_Given information_.
━━━━━━━━━━━━━━━━━━━━

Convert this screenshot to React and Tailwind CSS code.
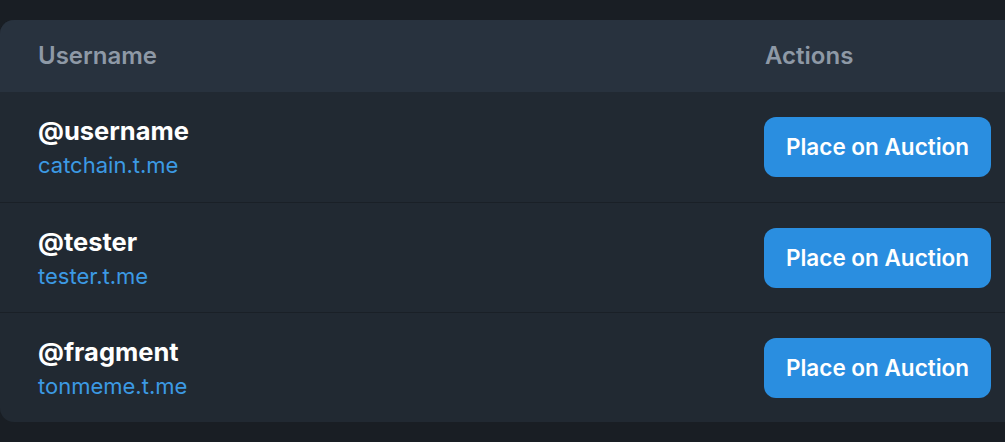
const rows = [
  { name: "@username", link: "catchain.t.me" },
  { name: "@tester", link: "tester.t.me" },
  { name: "@fragment", link: "tonmeme.t.me" },
];

export default function App() {
  return (
    <div className="h-[442px] w-[1005px] overflow-hidden bg-[#191e24] pt-[20px] font-['Inter',sans-serif]">
      <div className="w-[1030px] overflow-hidden rounded-[14px] bg-[#212932]">
        <div className="grid h-[72px] grid-cols-[764px_1fr] items-center bg-[#28323e] text-[24px] font-semibold text-[#8e99a6]">
          <div className="pl-[38px]">Username</div>
          <div className="pl-[1px]">Actions</div>
        </div>
        {rows.map((r, i) => (
          <div
            key={r.name}
            className={
              "grid h-[110px] grid-cols-[764px_1fr] items-center" +
              (i > 0 ? " border-t border-[#1a2027]" : "")
            }
          >
            <div className="pl-[38px]">
              <div className="text-[25.5px] font-bold leading-[32px] text-white">{r.name}</div>
              <div className="mt-[4px] text-[22px] leading-[28px] text-[#3c9ae4]">{r.link}</div>
            </div>
            <div>
              <button className="h-[60px] w-[227px] rounded-[12px] bg-[#2a8ee0] text-[22.5px] font-semibold text-white">
                Place on Auction
              </button>
            </div>
          </div>
        ))}
      </div>
    </div>
  );
}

━━━━━━━━━━━━━━━━━━━━

_Exercise requirements_.
Reproduce every line above as written, skipping pictures.

_Response for this exercise_.
Convert this screenshot to React and Tailwind CSS code.
const rows = [
  { name: "@username", link: "catchain.t.me" },
  { name: "@tester", link: "tester.t.me" },
  { name: "@fragment", link: "tonmeme.t.me" },
];

export default function App() {
  return (
    <div className="h-[442px] w-[1005px] overflow-hidden bg-[#191e24] pt-[20px] font-['Inter',sans-serif]">
      <div className="w-[1030px] overflow-hidden rounded-[14px] bg-[#212932]">
        <div className="grid h-[72px] grid-cols-[764px_1fr] items-center bg-[#28323e] text-[24px] font-semibold text-[#8e99a6]">
          <div className="pl-[38px]">Username</div>
          <div className="pl-[1px]">Actions</div>
        </div>
        {rows.map((r, i) => (
          <div
            key={r.name}
            className={
              "grid h-[110px] grid-cols-[764px_1fr] items-center" +
              (i > 0 ? " border-t border-[#1a2027]" : "")
            }
          >
            <div className="pl-[38px]">
              <div className="text-[25.5px] font-bold leading-[32px] text-white">{r.name}</div>
              <div className="mt-[4px] text-[22px] leading-[28px] text-[#3c9ae4]">{r.link}</div>
            </div>
            <div>
              <button className="h-[60px] w-[227px] rounded-[12px] bg-[#2a8ee0] text-[22.5px] font-semibold text-white">
                Place on Auction
              </button>
            </div>
          </div>
        ))}
      </div>
    </div>
  );
}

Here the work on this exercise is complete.